Index insurance has shown great promise in helping poor and vulnerable farmers to manage the risks associated with climate-related disasters like drought and flood. Index insurance works for development because it avoids the high costs and logistical challenges of offering conventional insurance in developing agricultural economies.
However, even the highest quality index insurance products carry the risk of failing to pay when farmers experience losses. This is because index insurance links payouts to outside factors, such as levels of rainfall, vegetation growth or an area’s average crop yields rather verified individual claims. An index of these factors predicts average losses in an area, not individual losses.
For this reason, index insurance will always carry basis risk, meaning a chance that the predicted losses do not match up with real losses on the ground. To minimize the risk that an index insurance contract will fail to pay out in the case of unpredicted but widespread losses, AMA Innovation Lab researchers are testing an audit rule so farmers can be sure their index insurance product has functioned as it should.
An Audit Rule Is an Index Insurance Failsafe for Farmers
An audit rule provides a failsafe for farmers if an index insurance product fails to trigger payouts when it should. It combines the potential for the accuracy of direct measurements of average yields with the lower costs of an index built from remote measures of vegetation cover or weather data.
Area-based yield index insurance, which is based on the average yield of all producers in an area, is the most reliable type of index insurance. However, in practice area yield measurements are very expensive. They are typically only possible without high additional costs in supply chains with a single buyer or where governments already regularly collect data on agricultural yields.
For farmers with index insurance products based on remotely measured outside factors like rainfall or vegetation cover, an audit rule gives them the right to petition their insurance company to have an agronomist measure average village yields if the index fails to trigger payments despite losses on the ground. It functions as a failsafe so farmers can be secure that they will receive payouts when they are most needed.
An audit rule should ensure that index insurance contracts based on remotely measured data offer the same protection as contracts based on area-yield measurements. However, to be cost effective, the underlying index of those contracts must be reliable. Otherwise expensive audits triggered too frequently can make the product cost more to an insurance company than farmers will pay in premiums.

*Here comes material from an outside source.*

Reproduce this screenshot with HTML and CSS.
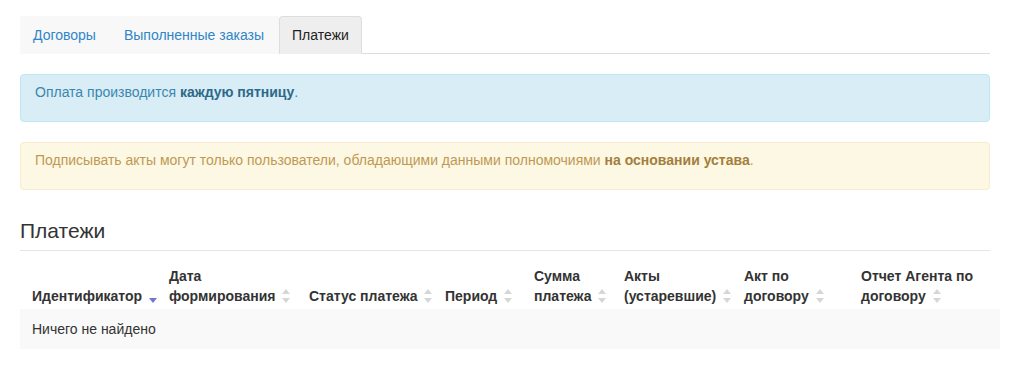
FILE: index.html
```html
<!DOCTYPE html>
<html lang="ru">
<head>
<meta charset="UTF-8">
<title>Платежи</title>
<link rel="stylesheet" href="styles.css">
</head>
<body>

<div class="page">
<ul class="tabs">
<li class="tab"><a href="#">Договоры</a></li>
<li class="tab"><a href="#">Выполненные заказы</a></li>
<li class="tab active"><a href="#">Платежи</a></li>
</ul>

<div class="alert alert-info">Оплата производится <b>каждую пятницу</b>.</div>
<div class="alert alert-warning">Подписывать акты могут только пользователи, обладающими данными полномочиями <b>на основании устава</b>.</div>

<h3 class="page-header">Платежи</h3>

<table class="grid">
<colgroup>
<col style="width:137px"><col style="width:140px"><col style="width:136px"><col style="width:89px">
<col style="width:90px"><col style="width:120px"><col style="width:117px"><col>
</colgroup>
<thead>
<tr>
<th><span class="nw">Идентификатор <span class="sort desc"><svg width="8" height="14" viewBox="0 0 8 14"><path d="M0 9h8l-4 5z"/></svg></span></span></th>
<th>Дата <span class="nw">формирования <span class="sort"><svg width="8" height="14" viewBox="0 0 8 14"><path d="M0 5l4-5 4 5zM0 9h8l-4 5z"/></svg></span></span></th>
<th>Статус <span class="nw">платежа <span class="sort"><svg width="8" height="14" viewBox="0 0 8 14"><path d="M0 5l4-5 4 5zM0 9h8l-4 5z"/></svg></span></span></th>
<th><span class="nw">Период <span class="sort"><svg width="8" height="14" viewBox="0 0 8 14"><path d="M0 5l4-5 4 5zM0 9h8l-4 5z"/></svg></span></span></th>
<th>Сумма <span class="nw">платежа <span class="sort"><svg width="8" height="14" viewBox="0 0 8 14"><path d="M0 5l4-5 4 5zM0 9h8l-4 5z"/></svg></span></span></th>
<th>Акты <span class="nw">(устаревшие) <span class="sort"><svg width="8" height="14" viewBox="0 0 8 14"><path d="M0 5l4-5 4 5zM0 9h8l-4 5z"/></svg></span></span></th>
<th>Акт по <span class="nw">договору <span class="sort"><svg width="8" height="14" viewBox="0 0 8 14"><path d="M0 5l4-5 4 5zM0 9h8l-4 5z"/></svg></span></span></th>
<th>Отчет Агента по <span class="nw">договору <span class="sort"><svg width="8" height="14" viewBox="0 0 8 14"><path d="M0 5l4-5 4 5zM0 9h8l-4 5z"/></svg></span></span></th>
</tr>
</thead>
<tbody>
<tr class="empty"><td colspan="8">Ничего не найдено</td></tr>
</tbody>
</table>
</div>

</body>
</html>
```

FILE: styles.css
```css
body {
margin: 0;
font-family: "Liberation Sans", Arial, sans-serif;
font-size: 14px;
line-height: 20px;
color: #333;
background: #fff;
}
.page {
width: 970px;
padding: 16px 0 0 20px;
}
.tabs {
display: flex;
margin: 0 0 20px;
padding: 0;
list-style: none;
border-bottom: 1px solid #ddd;
}
.tab {
margin-bottom: -1px;
}
.tab a {
display: block;
padding: 8px 14px 8px 12px;
color: #2f86c9;
text-decoration: none;
background: #f8f8f8;
border: 1px solid #f8f8f8;
}
.tab.active a {
padding: 8px 12px;
color: #222;
background: #eee;
border-color: #ddd #ddd #eee;
border-radius: 4px 4px 0 0;
}
.alert {
padding: 7px 14px 19px;
margin-bottom: 20px;
border: 1px solid transparent;
border-radius: 4px;
}
.alert-info {
color: #3a87ad;
background: #d9edf7;
border-color: #bce8f1;
}
.alert-info b {
color: #2d6987;
}
.alert-warning {
color: #c09853;
background: #fcf8e3;
border-color: #faebcc;
}
.alert-warning b {
color: #a47e3c;
}
.page-header {
margin: 29px 0 7px;
padding-bottom: 7px;
font-size: 21px;
font-weight: normal;
line-height: 24px;
border-bottom: 1px solid #e5e5e5;
}
.grid {
width: 980px;
border-collapse: collapse;
table-layout: fixed;
}
.grid th {
padding: 8px 0 3px 12px;
text-align: left;
vertical-align: bottom;
font-weight: bold;
}
.grid td {
padding: 10px 12px;
}
.empty td {
background: #f9f9f9;
}
.nw {
white-space: nowrap;
}
.sort {
display: inline-block;
vertical-align: -2px;
margin-left: 3px;
}
.sort svg {
display: block;
fill: #d6d6d6;
}
.sort.desc svg {
fill: #7474d6;
}
```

Audit Rule Pilot Project in Tanzania
A recent AMA Innovation Lab pilot project in Tanzania demonstrated the importance of an audit rule even with a product based on the most accurate index possible. The research team based the insurance contract on a combined index of historical rainfall and vegetation growth data, which they then compared against average village crop yields going back up to ten years.
The contract would trigger payments when estimated yields fell below 60 percent of their historical average. The audit rule allowed farmers to send the insurance company a text message if payments did not trigger but they believed yields in the area are below 60 percent of normal. If more than 30 percent of farmers registered a complaint, the company would be bound to carry out an audit for verification.
Despite the overall strong performance of this combined index, the research team estimated it would still fail to trigger for severe losses 13 percent of the time. This failure rate highlights the imperfection of even this multi-index insurance contract and the importance of the fail-safe audit option so farmers can be confident in the product.
An Audit Rule as Part of a Safe Minimum Standard (SMS)
Contracts that fail to pay when they should can have serious consequences for a farmer without the recourse of a mechanism like an audit rule. An audit rule can provide added security farmers require to invest their limited funds in a more productive future.
Even the highest-quality index insurance contracts can fail, and this bais risk is one reason why the widespread adoption of index insurance among small-scale farmers remains low. To help encourage the wider adoption of index insurance in developing economies, we must consider mechanisms like an audit rule that build trust in the products and provide security for vulnerable farmers.
As index insurance products remain unregulated, the development and enforcement of a Safe Minimum Standard (SMS) for quality could prevent the sale of low-quality, risk-laden contracts that create distrust among farmers and undercut the market. An audit rule can be a core part of these standards to ensure that these products function as they should, even as the indices upon which they are built continue to improve.